> Required task
Give the number of lines that contain the string "React", please, and nothing else.
-- Begin --
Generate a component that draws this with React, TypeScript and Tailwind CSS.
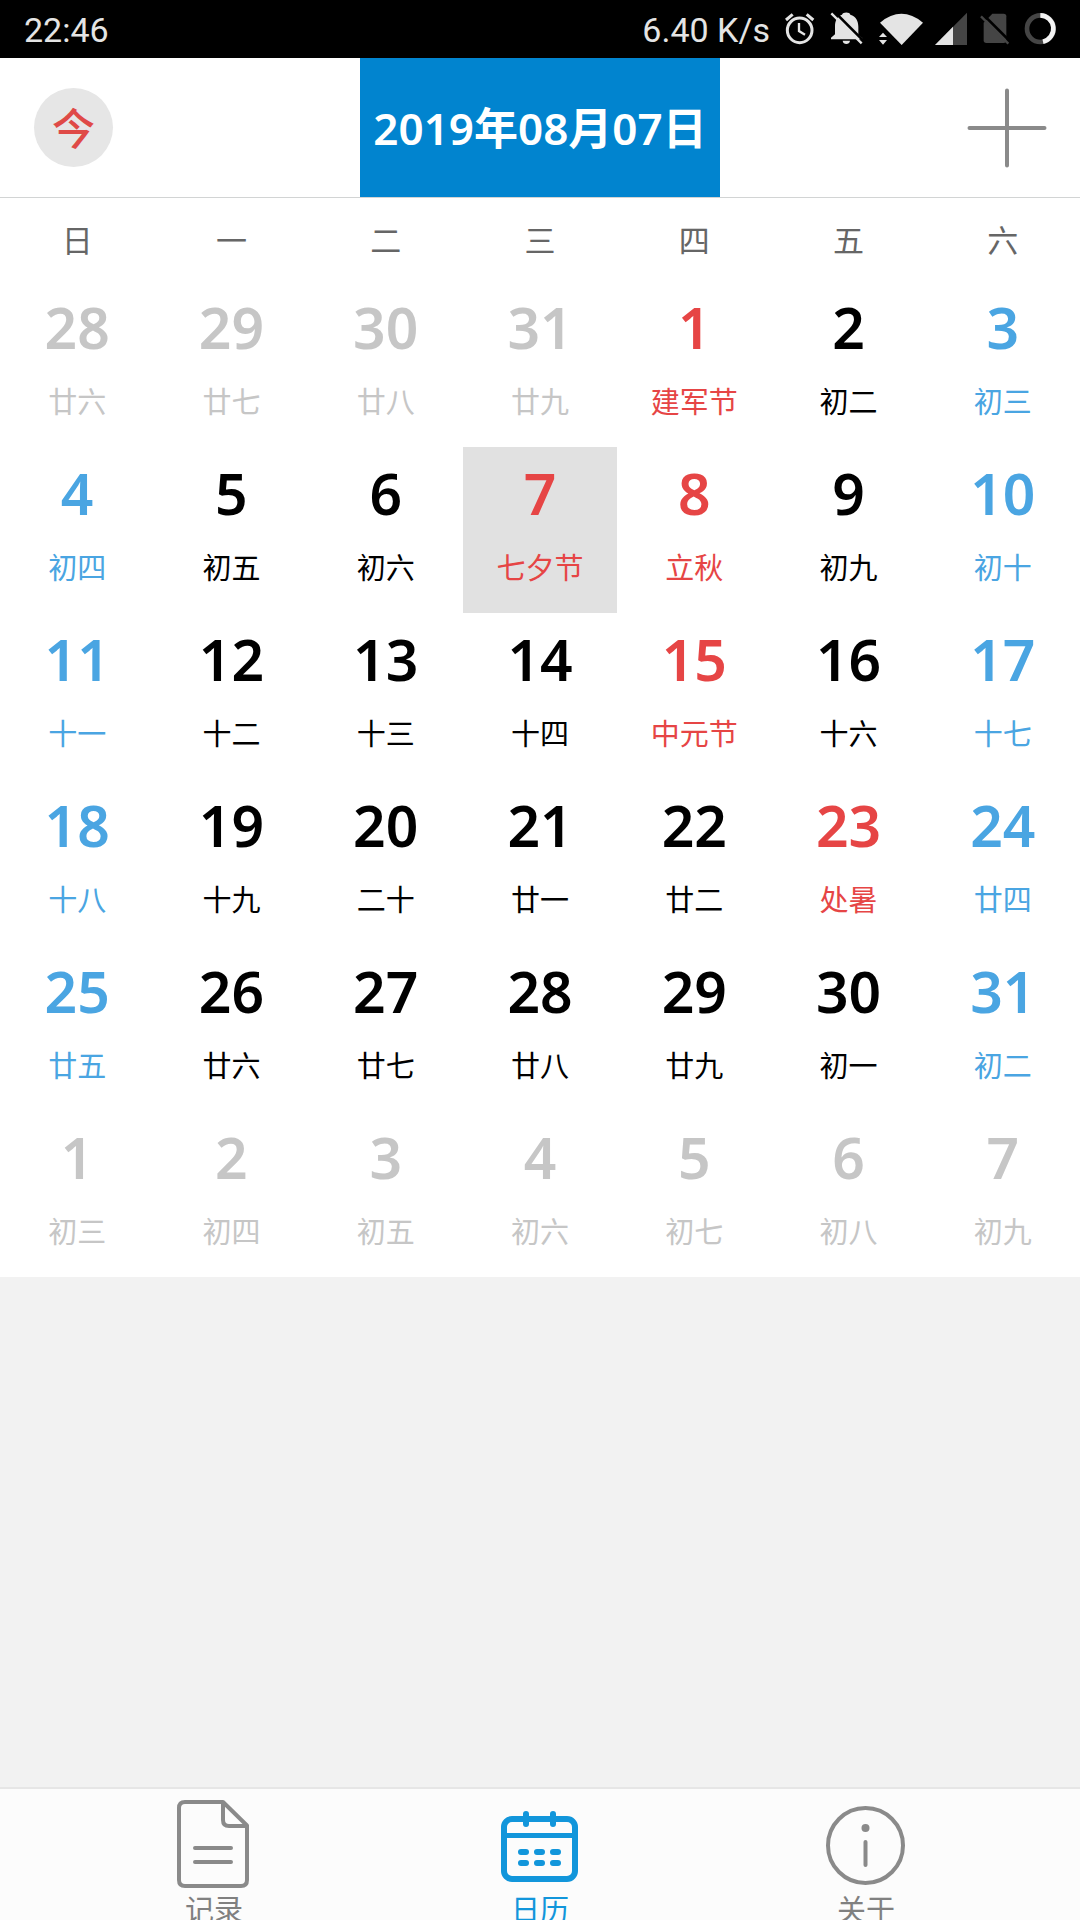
import React from "react";

type Tone = "muted" | "holiday" | "normal" | "weekend";

type Day = { day: number; lunar: string; tone: Tone; selected?: boolean };

const toneClass: Record<Tone, string> = {
  muted: "text-[#c6c6c6]",
  holiday: "text-[#e64545]",
  normal: "text-black",
  weekend: "text-[#4aa5e2]",
};

const weekdays = ["日", "一", "二", "三", "四", "五", "六"];

const lunar = [
  ["廿六", "廿七", "廿八", "廿九", "建军节", "初二", "初三"],
  ["初四", "初五", "初六", "七夕节", "立秋", "初九", "初十"],
  ["十一", "十二", "十三", "十四", "中元节", "十六", "十七"],
  ["十八", "十九", "二十", "廿一", "廿二", "处暑", "廿四"],
  ["廿五", "廿六", "廿七", "廿八", "廿九", "初一", "初二"],
  ["初三", "初四", "初五", "初六", "初七", "初八", "初九"],
];

const holidays = [1, 7, 8, 15, 23];
const leadingDays = 4;
const previousMonthLength = 31;
const monthLength = 31;

const weeks: Day[][] = lunar.map((row, week) =>
  row.map((text, column) => {
    const offset = week * 7 + column - leadingDays + 1;
    if (offset < 1) return { day: offset + previousMonthLength, lunar: text, tone: "muted" };
    if (offset > monthLength) return { day: offset - monthLength, lunar: text, tone: "muted" };
    const weekend = column === 0 || column === 6;
    const tone: Tone = holidays.includes(offset) ? "holiday" : weekend ? "weekend" : "normal";
    return { day: offset, lunar: text, tone, selected: offset === 7 };
  }),
);

function StatusBar() {
  return (
    <div className="flex h-[58px] shrink-0 items-center justify-between bg-black pr-[23px] pl-6 font-['Roboto',sans-serif] text-[34px] leading-none text-[#e4e4e4]">
      <span className="pt-0.5">22:46</span>
      <div className="flex items-center gap-3">
        <span className="pt-0.5">6.40 K/s</span>
        <svg viewBox="486 30 102 114" className="h-[38px] w-[34px]" fill="none" stroke="#e4e4e4" aria-hidden="true">
          <circle cx="539" cy="91" r="37" strokeWidth="9" />
          <path d="M537 69v24l18 11" strokeWidth="7" />
          <path d="M498 60l20-17M580 60l-20-17" strokeWidth="9" />
        </svg>
        <svg viewBox="624 30 108 114" className="h-[38px] w-[36px]" aria-hidden="true">
          <path
            fill="#e4e4e4"
            d="M666 44c2-9 24-9 25 0c17 5 24 19 24 36v24l12 10v4h-94v-5l12-10V79c0-17 6-30 21-35zM668 122h22c-1 13-21 13-22 0z"
          />
          <path d="M640 32l92 92" stroke="#000" strokeWidth="8" />
          <path d="M634 40l91 90" stroke="#e4e4e4" strokeWidth="7" />
        </svg>
        <svg viewBox="768 30 141 114" className="h-[38px] w-[47px]" fill="#e4e4e4" aria-hidden="true">
          <path d="M780 68q64-53 129 0l-64 67z" />
          <path d="M777 111l12-13 12 13zM777 120h24l-12 14z" />
        </svg>
        <svg viewBox="945 30 96 114" className="h-[38px] w-[32px]" aria-hidden="true">
          <path fill="#454545" d="M1041 38v97h-96z" />
          <path fill="#e4e4e4" d="M999 80v55h-54z" />
        </svg>
        <svg viewBox="1077 30 96 114" className="h-[38px] w-[32px]" aria-hidden="true">
          <path
            fill="#454545"
            d="M1117 41h34q8 0 8 8v72q0 8-8 8h-52q-8 0-8-8V68z"
          />
          <path d="M1089 43l80 80" stroke="#000" strokeWidth="8" />
          <path d="M1083 49l82 82" stroke="#454545" strokeWidth="7" />
        </svg>
        <svg viewBox="1209 30 102 114" className="h-[38px] w-[34px]" fill="none" strokeWidth="14" aria-hidden="true">
          <circle cx="1261" cy="86" r="40" stroke="#454545" />
          <path d="M1261 46a40 40 0 0 1 8 79" stroke="#f4f4f4" />
        </svg>
      </div>
    </div>
  );
}

function Header() {
  return (
    <header className="grid h-[140px] shrink-0 grid-cols-3 border-b border-[#d2d4d4] bg-white">
      <div className="flex items-center pl-[34px]">
        <button
          type="button"
          className="flex size-[79px] items-center justify-center rounded-full bg-[#e6e6e6] pt-0.5 text-[43px] leading-none font-medium text-[#df4a47]"
        >
          今
        </button>
      </div>
      <button
        type="button"
        className="bg-[#0184cf] text-[44px] leading-none font-semibold whitespace-nowrap text-white"
      >
        2019年08月07日
      </button>
      <div className="flex items-center justify-end pr-[33px]">
        <button type="button" aria-label="添加">
          <svg viewBox="0 0 80 80" className="size-20" stroke="#8a8a8a" strokeWidth="4" strokeLinecap="round" aria-hidden="true">
            <path d="M40 2.500v75M2.500 40h75" />
          </svg>
        </button>
      </div>
    </header>
  );
}

function Calendar() {
  return (
    <table className="w-full table-fixed border-collapse bg-white">
      <thead>
        <tr className="h-[83px]">
          {weekdays.map((name) => (
            <th key={name} scope="col" className="px-0 pt-0.5 pb-0 text-[31px] leading-none font-normal text-[#666]">
              {name}
            </th>
          ))}
        </tr>
      </thead>
      <tbody>
        {weeks.map((week, index) => (
          <tr key={index} className="h-[166px]">
            {week.map((cell) => (
              <td key={cell.day} className={cell.selected ? "bg-[#e1e1e1] p-0" : "p-0"}>
                <button
                  type="button"
                  aria-pressed={Boolean(cell.selected)}
                  className={`flex h-[166px] w-full flex-col items-center pt-2.5 ${toneClass[cell.tone]}`}
                >
                  <span className="text-[57px] leading-[72px] font-semibold">{cell.day}</span>
                  <span className="text-[29px] leading-[78px]">{cell.lunar}</span>
                </button>
              </td>
            ))}
          </tr>
        ))}
      </tbody>
    </table>
  );
}

function RecordIcon() {
  return (
    <svg viewBox="0 0 80 92" className="h-[92px] w-20" fill="none" stroke="#8a8a8a" strokeWidth="4" strokeLinecap="round" strokeLinejoin="round" aria-hidden="true">
      <path d="M49 4H11q-6 0-6 6v72q0 6 6 6h56q6 0 6-6V27.500L49 4v18q0 6 6 6h18" />
      <path d="M21 50h36M21 64h36" />
    </svg>
  );
}

function CalendarIcon() {
  return (
    <svg viewBox="0 0 80 92" className="h-[92px] w-20" fill="none" stroke="#1296db" strokeWidth="6" strokeLinecap="round" aria-hidden="true">
      <rect x="4" y="21" width="71" height="60" rx="8" />
      <path d="M4 37.500h71" strokeWidth="5" strokeLinecap="butt" />
      <path d="M26 16v10M53 16v10M21 54h5M37 54h5M53 54h5M21 65h5M37 65h5M53 65h5" />
    </svg>
  );
}

function InfoIcon() {
  return (
    <svg viewBox="0 0 80 92" className="h-[92px] w-20" fill="none" stroke="#8a8a8a" strokeWidth="4" strokeLinecap="round" aria-hidden="true">
      <circle cx="39.500" cy="47.500" r="37.500" />
      <circle cx="39.500" cy="30" r="4" fill="#8a8a8a" stroke="none" />
      <path d="M39.500 44v23" />
    </svg>
  );
}

const tabs = [
  { label: "记录", icon: <RecordIcon />, active: false },
  { label: "日历", icon: <CalendarIcon />, active: true },
  { label: "关于", icon: <InfoIcon />, active: false },
];

function TabBar() {
  return (
    <nav className="grid h-[133px] shrink-0 grid-cols-3 items-start overflow-hidden border-t-2 border-[#e6e6e6] bg-[#fcfcfc] px-[51px]">
      {tabs.map((tab) => (
        <a
          key={tab.label}
          href="#"
          aria-current={tab.active ? "page" : undefined}
          className={`flex flex-col items-center pt-[9px] text-[29px] leading-[40px] ${tab.active ? "text-[#1296db]" : "text-[#808080]"}`}
        >
          {tab.icon}
          <span>{tab.label}</span>
        </a>
      ))}
    </nav>
  );
}

export default function App() {
  return (
    <div lang="zh-CN" className="flex h-screen flex-col overflow-hidden bg-[#f2f2f2] font-['Noto_Sans','Noto_Sans_CJK_SC',sans-serif]">
      <StatusBar />
      <Header />
      <main className="min-h-0 flex-1">
        <Calendar />
      </main>
      <TabBar />
    </div>
  );
}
-- End --
> Response to the exercise
2